My suggestions to our government are, in brief, (i) that no agricultural land be distributed for any reasons to the new zamindars proliferating these years, and land must be with tillers for whom our government should act as facilitators; (ii) our water resources must remain people's property which none should use for commercial purpose as this would lead the sad situation when our rivers would be without water and their beds would go under corporate franchise; (iii) our environment, both of our mind and of nature, be not allowed to be plundered and polluted by those who believe in gross acquisitiveness, and brutal power, often exercised by creatures with human face but with the monster's heart; (iv) those who have non-agricultural income above certain sums should not be allowed to possess any holding of agricultural land; and the benami transactions be made a cognizable offence; (v) the intermediaries and the adhatias be heavily and effectively taxed; (vi) our government should not sell itself to the abounding capitalist lobby, and it must consider the views of all stake holders, who obviously are the agriculturists, farm-labourers, and tillers, before it goes ahead in the matter.
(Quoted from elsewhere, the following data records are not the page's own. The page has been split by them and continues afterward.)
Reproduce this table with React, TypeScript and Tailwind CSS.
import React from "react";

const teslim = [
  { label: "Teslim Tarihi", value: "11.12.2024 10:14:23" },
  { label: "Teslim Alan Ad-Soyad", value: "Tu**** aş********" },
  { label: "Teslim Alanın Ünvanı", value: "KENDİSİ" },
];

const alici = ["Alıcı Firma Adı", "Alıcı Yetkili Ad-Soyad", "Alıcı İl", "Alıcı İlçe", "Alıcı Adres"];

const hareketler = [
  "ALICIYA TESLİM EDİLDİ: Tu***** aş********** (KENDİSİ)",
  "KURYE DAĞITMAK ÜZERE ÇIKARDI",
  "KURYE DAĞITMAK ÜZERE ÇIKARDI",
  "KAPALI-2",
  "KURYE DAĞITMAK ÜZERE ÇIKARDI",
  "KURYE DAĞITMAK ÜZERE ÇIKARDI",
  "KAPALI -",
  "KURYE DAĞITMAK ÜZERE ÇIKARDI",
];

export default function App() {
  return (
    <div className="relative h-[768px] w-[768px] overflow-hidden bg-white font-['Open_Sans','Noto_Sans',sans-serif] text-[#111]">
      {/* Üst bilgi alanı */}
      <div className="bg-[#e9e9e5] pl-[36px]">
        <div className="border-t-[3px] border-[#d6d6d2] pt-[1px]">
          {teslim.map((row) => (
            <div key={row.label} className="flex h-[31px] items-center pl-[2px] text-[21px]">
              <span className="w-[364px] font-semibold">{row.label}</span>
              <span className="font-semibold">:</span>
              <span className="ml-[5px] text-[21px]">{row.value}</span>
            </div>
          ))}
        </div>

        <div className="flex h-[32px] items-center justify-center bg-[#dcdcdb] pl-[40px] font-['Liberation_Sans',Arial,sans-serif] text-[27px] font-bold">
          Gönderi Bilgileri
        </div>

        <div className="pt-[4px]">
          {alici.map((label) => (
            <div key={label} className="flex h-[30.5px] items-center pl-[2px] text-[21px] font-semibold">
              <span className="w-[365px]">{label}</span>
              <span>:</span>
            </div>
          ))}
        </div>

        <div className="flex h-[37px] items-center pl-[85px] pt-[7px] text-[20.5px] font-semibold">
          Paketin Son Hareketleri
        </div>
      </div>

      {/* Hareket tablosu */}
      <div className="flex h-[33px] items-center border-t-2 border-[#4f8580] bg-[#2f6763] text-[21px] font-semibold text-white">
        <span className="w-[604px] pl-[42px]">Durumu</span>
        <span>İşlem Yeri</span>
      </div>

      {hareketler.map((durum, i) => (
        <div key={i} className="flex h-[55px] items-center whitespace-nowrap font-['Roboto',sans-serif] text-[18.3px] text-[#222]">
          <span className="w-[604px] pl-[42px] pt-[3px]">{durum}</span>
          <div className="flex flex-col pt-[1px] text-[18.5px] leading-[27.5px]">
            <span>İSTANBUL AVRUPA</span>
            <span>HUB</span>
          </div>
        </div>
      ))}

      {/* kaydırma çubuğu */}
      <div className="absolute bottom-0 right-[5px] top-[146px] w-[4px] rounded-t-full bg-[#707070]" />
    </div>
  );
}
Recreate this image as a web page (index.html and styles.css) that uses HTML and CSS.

It is prudent to look before you leap. Has any comprehensive and realistic study been made to find out how much widening of tax base is possible if agricultural income is taxed? In my assessment our government would lose more, and gain less in this pursuit. The Department's General Index Register already is already cluttered with ineffective cases (the bhusha cases) where the expenditure in terms of men and material is more than gains: why should we add a few bags more?